2. Explore New Business Models Beyond Ownership
Imagine a world where your customers no longer need to buy your product outright to enjoy its benefits. Subscription services, rental models, and product-as-a-service offerings allow you to retain ownership of valuable assets while still providing access to the people who need them. It’s a structure that can help ensure that customers can return your products for repair, refurbishment, or recycling instead of discarding them.
In addition to being more sustainable, a shift to access-based models generates recurring revenue streams, builds stronger customer relationships, and creates data-driven insights into usage patterns. For example, a subscription-based model in office equipment allows a supplier to upgrade machines regularly, which keeps efficiency high while reusing components responsibly. Customers will appreciate the flexibility; businesses, in turn, gain the competitive advantage of full control over the product’s entire life cycle.
A Practical Example of Circular Thinking in Action
Consider a mid-sized B2B company that manufactures office equipment. By redesigning its products with modular components, the business reduced the need for full replacements and instead offered refurbishment and upgrade services. Customers benefited from lower costs and longer product life, while the company retained ownership of key materials and generated recurring service revenue.
This approach lowered raw material expenses, improved customer retention, and provided clearer insight into product usage patterns. The result was stronger supply chain control and less exposure to price volatility, highlighting how circular economy principles can directly support profitability and operational stability.
3. Build Smarter Systems for Resource and Waste Management
Every business generates by-products, but not all view them as wasted potential. Conduct a thorough audit of inputs and outputs and you may just uncover opportunities to reduce resource use and repurpose materials you might otherwise designate as waste. This might mean adopting recycled content in production or streamlining processes to cut down on excess packaging.
Collaboration can also unlock fruitful opportunities in this area. One company’s offcuts or surplus may serve as another’s raw material. When you view waste as a resource rather than a liability, you reduce costs while positioning your brand as committed to innovation and environmental responsibility. The result is a supply chain that is leaner, smarter, and more aligned with the expectations of modern consumers.
4. Strengthen Supply Chains Through Transparency and Reverse Logistics
Customers increasingly want to know the story behind what they buy, i.e. where it comes from, how it’s made, and what happens after it’s used. Meeting this demand requires visibility across the supply chain, supported by strong data and clear communication with suppliers.
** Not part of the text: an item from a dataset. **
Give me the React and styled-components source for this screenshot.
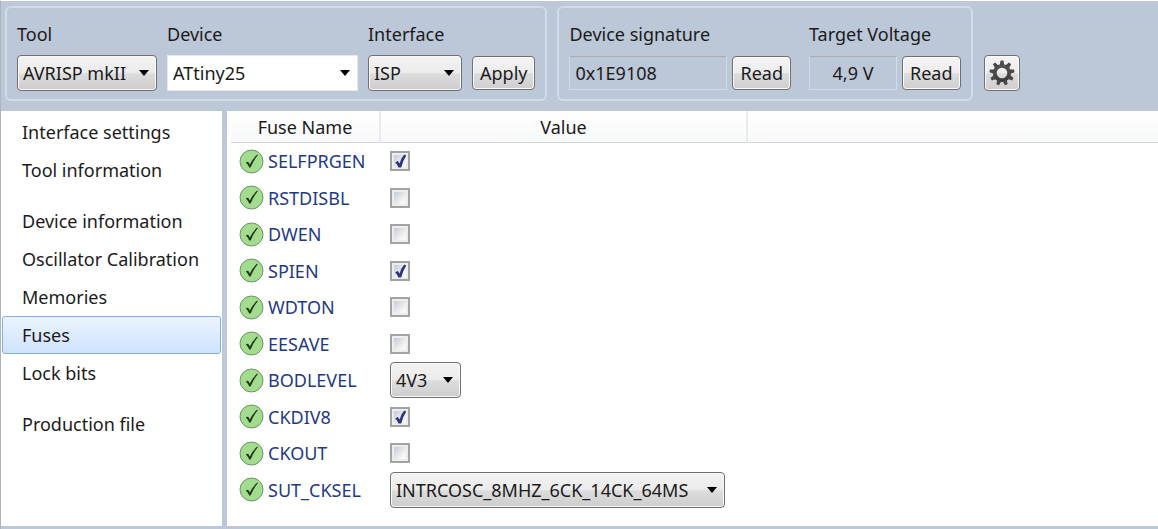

This level of visibility also plays a key role in managing supply chain risk and resilience, helping businesses stay adaptable as sustainability expectations and reporting requirements evolve. Transparent practices build trust and prepare your business to comply with emerging regulations on sustainability reporting.
Reverse logistics is an equally critical piece of the puzzle. Establish convenient systems for customers to return used products, parts, or packaging to create a closed loop that keeps resources in circulation. Incentives such as discounts or loyalty rewards can encourage participation, so the process is beneficial for both sides. Combined, transparency and reverse logistics form a powerful foundation for a business that is both circular and resilient.
5. Make Circularity Collaborative and Accountable
You’ll rarely be able to achieve full circularity in isolation. Employees, customers, and partners all play roles in bringing sustainable practices to life. Communicate openly and educate stakeholders on their part in the process to create a culture that supports long-term change. For one, training staff to recognise opportunities for material reuse can embed efficiency at every level of operations.
Don’t skip out on tracking outcomes here. Measure waste reduction, carbon savings, and cost efficiencies to better understand what’s working and where improvements are needed. You can also use data-backed progress reports to demonstrate accountability to customers and investors and receive recognition for your efforts. Over time, these metrics provide the evidence base to refine strategies and scale initiatives effectively.
FAQs
What is a circular economy in business?
A circular economy in business focuses on designing products and systems that reduce waste, keep materials in use for as long as possible, and recover value at the end of a product’s life. Instead of disposing of resources, businesses reuse, repair, refurbish, or recycle them to create ongoing economic value.
Is a circular business model profitable?
Yes. Many circular business models improve profitability by lowering material costs, creating recurring revenue streams, and strengthening customer relationships. While upfront planning may require investment, circular systems often deliver better margins and long-term resilience.
Can small businesses adopt circular economy practices?
Small businesses can adopt circular practices by starting with product durability, smarter sourcing, reduced packaging, or take-back programs. Circularity does not require large-scale transformation; incremental changes can still deliver cost savings and competitive advantages.
Which industries benefit most from circular economy strategies?
Manufacturing, retail, construction, technology, and consumer goods see strong benefits from circular approaches. However, service-based and digital businesses can also apply circular thinking through asset sharing, lifecycle management, and resource efficiency.
Measuring Progress and Scaling Circular Initiatives
Tracking results is essential to making circular strategies effective. Businesses should monitor indicators such as material usage, waste reduction, operational costs, and customer retention to understand the financial and environmental impact of their efforts. These insights allow founders to refine processes, justify investment decisions, and scale initiatives with confidence.
Sharing progress internally and externally also builds accountability and trust. Data-backed reporting helps align teams around shared goals and demonstrates to customers and investors that circularity is embedded into the business, not treated as a side initiative.
Final Thoughts
You can’t make your business more circular overnight, but each step you take now creates value that extends beyond profit. Anything you do to embed sustainability into core operations helps position your enterprise to remain competitive, adaptable, and trusted in a changing marketplace. The choice is less about following a trend and more about ensuring long-term resilience.